Portrait of Australian Meteorology and Oceanography Officer LEUT Liam Humphrey posing in MET Office onboard HMS Prince of Wales. This was taken on 04 June 2025.
Making the final forecasts of his three-month stint aboard the UK’s flagship is Australian weatherman Liam Humphrey who’s completing an exchange with the Royal Navy.

The Royal Australian Navy officer has been assigned to aircraft carrier HMS Prince of Wales since she sailed from Portsmouth in late April on an exchange programme with our Commonwealth allies.

He’ll end his time aboard the Portsmouth-based warship on home turf, as the aircraft carrier leads the Royal Navy’s involvement in the largest military exercise ever staged in Australia, Talisman Sabre (19 nations, 35,000 personnel), spread across much of the Northern Territory and Queensland.

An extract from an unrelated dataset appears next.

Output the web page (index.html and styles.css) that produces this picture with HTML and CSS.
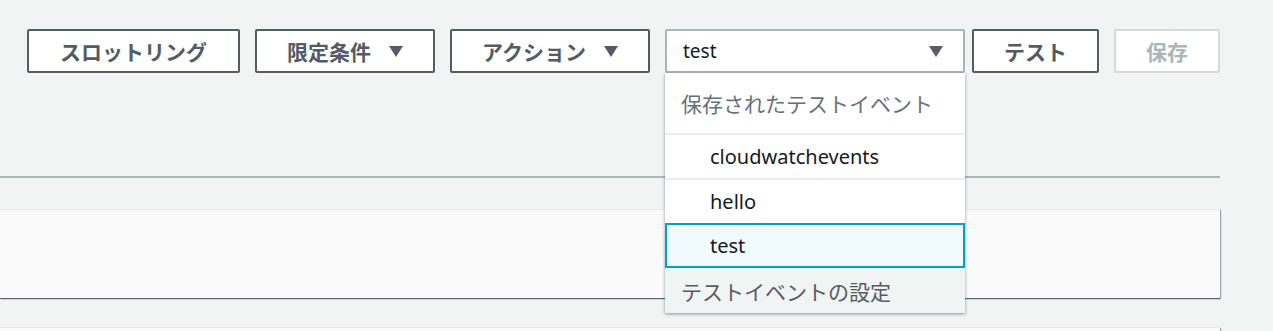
FILE: index.html
```html
<!DOCTYPE html>
<html lang="ja">
<head>
    <meta charset="UTF-8">
    <meta name="viewport" content="width=device-width, initial-scale=1.0">
    <title>テスト</title>
    <link rel="stylesheet" href="styles.css">
</head>
<body>
    <div class="page">
        <div class="toolbar">
            <button class="btn throttle-btn">スロットリング</button>
            <button class="btn">限定条件<span class="caret"></span></button>
            <button class="btn">アクション<span class="caret"></span></button>

            <div class="select-wrap">
                <div class="select">
                    <span>test</span>
                    <span class="caret"></span>
                </div>
                <div class="menu">
                    <div class="menu-header">保存されたテストイベント</div>
                    <div class="menu-item">cloudwatchevents</div>
                    <div class="menu-item">hello</div>
                    <div class="menu-item selected">test</div>
                    <div class="menu-footer">テストイベントの設定</div>
                </div>
            </div>

            <button class="btn test-btn">テスト</button>
            <button class="btn" disabled>保存</button>
        </div>

        <div class="rule"></div>
        <div class="card"></div>
        <div class="card"></div>
    </div>
</body>
</html>
```

FILE: styles.css
```css
body {
    margin: 0;
    background: #f2f3f3;
    font-family: "Noto Sans", "Noto Sans CJK JP", sans-serif;
    color: #16191f;
}
.page {
    padding: 29px 53px 0 0;
}
.toolbar {
    display: flex;
    justify-content: flex-end;
    align-items: flex-start;
    gap: 15px;
}
.btn {
    display: flex;
    align-items: center;
    height: 44px;
    padding: 0 30px;
    background: #fff;
    border: 2px solid #545b64;
    border-radius: 2px;
    color: #545b64;
    font-family: inherit;
    font-size: 21px;
    font-weight: 700;
    cursor: pointer;
}
.btn[disabled] {
    border-color: #d5dbdb;
    color: #aab7b8;
    cursor: default;
}
.throttle-btn {
    padding: 0 31px;
}
.caret {
    display: inline-block;
    width: 0;
    height: 0;
    margin-left: 18px;
    border-left: 7.5px solid transparent;
    border-right: 7.5px solid transparent;
    border-top: 11px solid #545b64;
}
.select-wrap {
    position: relative;
    width: 300px;
}
.select {
    display: flex;
    align-items: center;
    justify-content: space-between;
    box-sizing: border-box;
    height: 44px;
    padding: 0 20px 0 16px;
    background: #fff;
    border: 2px solid #aab7b8;
    border-radius: 2px;
    font-size: 19px;
}
.test-btn {
    margin-left: -8px;
}
.menu {
    position: absolute;
    top: 44px;
    left: 0;
    width: 300px;
    background: #fff;
    box-shadow: 0 1px 3px rgba(0, 28, 36, 0.45);
    z-index: 10;
}
.menu-header {
    height: 60px;
    padding-left: 16px;
    display: flex;
    align-items: center;
    border-bottom: 2px solid #eaeded;
    color: #687078;
    font-size: 21px;
}
.menu-item {
    box-sizing: border-box;
    height: 45px;
    padding-left: 45px;
    display: flex;
    align-items: center;
    border-bottom: 2px solid #eaeded;
    font-size: 20px;
}
.menu-item.selected {
    margin-top: -2px;
    border: 2px solid #00a1c9;
    padding-left: 43px;
    background: #f1faff;
}
.menu-footer {
    height: 45px;
    padding-left: 16px;
    display: flex;
    align-items: center;
    background: #f2f3f3;
    color: #545b64;
    font-size: 21px;
}
.rule {
    height: 2px;
    margin-top: 103px;
    background: #aab7b8;
}
.card {
    height: 88px;
    margin-top: 31px;
    background: #fafafa;
    border-top: 1px solid #eaeded;
    box-shadow: 0 1px 1px 0 rgba(0, 28, 36, 0.5), 1px 1px 1px 0 rgba(0, 28, 36, 0.3);
}
.card + .card {
    margin-top: 29px;
}
```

The carrier strike group’s F-35 jets and suite of helicopters will be heavily engaged throughout the three-week workout – demanding forecasts with pinpoint accuracy.

In his native navy, Liam is a maritime geospatial officer, known as a meteorological and oceanographic officer in the Royal Navy, but the job is pretty similar: 

Weather forecasting for all the ships and aviation assets: F-35 stealth fighters, Merlin and Wildcat helicopters, plus helicopters belonging to allied vessels assigned to the carrier group such as HMNZS Te Kaha’s Sea Sprite, and the various drones of 700X Naval Air Squadron.

And in addition Liam advises the command team on the tactical exploitation of the ocean and atmosphere to enable all spheres of warfare, such as HMS Richmond leading the hunt for hostile submarines potentially taking a look at the carrier force.

It is a really cool full circle moment for me, both serving on an aircraft carrier and sailing into Darwin on one.

The Royal Australian Navy officer Lieutenant Liam Humphrey

Liam joined the carrier in April, shortly before the ship departed Portsmouth, and steps off in Darwin when UK involvement in Talisman Sabre ends.

 

At present the RAN doesn’t operate any aircraft carriers – her largest ships are helicopter assault ships roughly half the size of HMS Prince of Wales – so the experience has been, he says, “eye-opening”.

 

He added: “My previous sea time has been on frigates and patrol boats, so the scale of the carrier has been a new thing to get used to. 

 

“It’s also been a great experience operating in parts of the world where the Royal Australian Navy doesn’t often go, such as the UK and the Mediterranean, and being involved in Royal Navy events such as the Operation Corporate mess dinner at sea.”

 

He’s particularly enjoyed the opportunity to serve aboard the UK flagship on exercises in his home waters – for strong family reasons.

 

“It is a really cool full circle moment for me, both serving on an aircraft carrier and sailing into Darwin on one,” Liam says.

 

“My grandpa served in Australia’s last aircraft carrier, HMAS Melbourne from 1965-67 – operating in Vietnam and Malaysia – and again in 1973-1976.

 

“He sailed into Darwin in Melbourne as part of the Royal Australian Navy’s disaster relief assistance after Cyclone Tracy in December 1974.”